I would say yes. With Tanahashi, you have the entertainer with flashy moves and glowing charisma. With Nakamura, you have another charismatic entertainer with hard hitting moves and engaging theatrics. With Shibata, you have the fighter that kicks the tar out of people while fans eat it up. No taunts needed. No showmanship required. All three together, you have a trio that can satisfy the different segments and different desire of wrestling fans. If Shibata never left, I believe NJPW would've gotten out of its slump much faster. If Shibata never left, I truly believe that he would be an icon for NJPW right now.
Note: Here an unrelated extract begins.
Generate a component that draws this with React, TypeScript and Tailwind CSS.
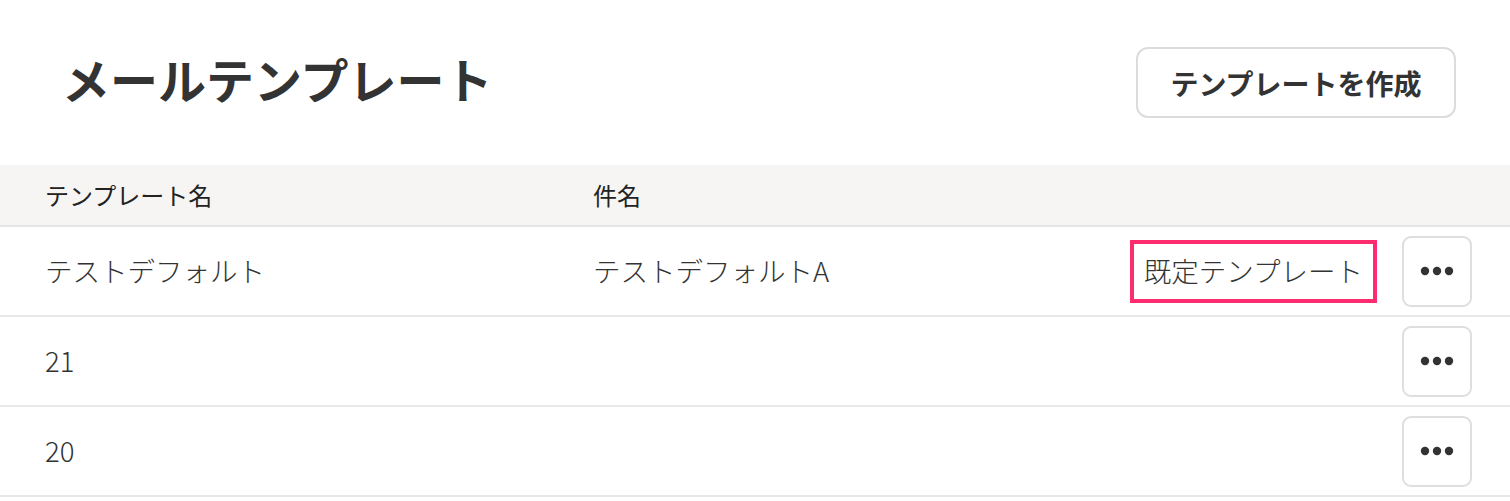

I love the man. His style is vicious and believable and his hair stays in the place the entire match. There's a no nonsense attitude about the guy that I love so much. To me, he should have been a heavyweight champion by now.
It may be years until he reaches the same popularity and same star power as Tanahashi and Nakamura. Hell, he may never get there at all. Right now, he's the Ace that never was. But don't count him out at all. I firmly believe that he'll be an icon for NJPW sooner than later.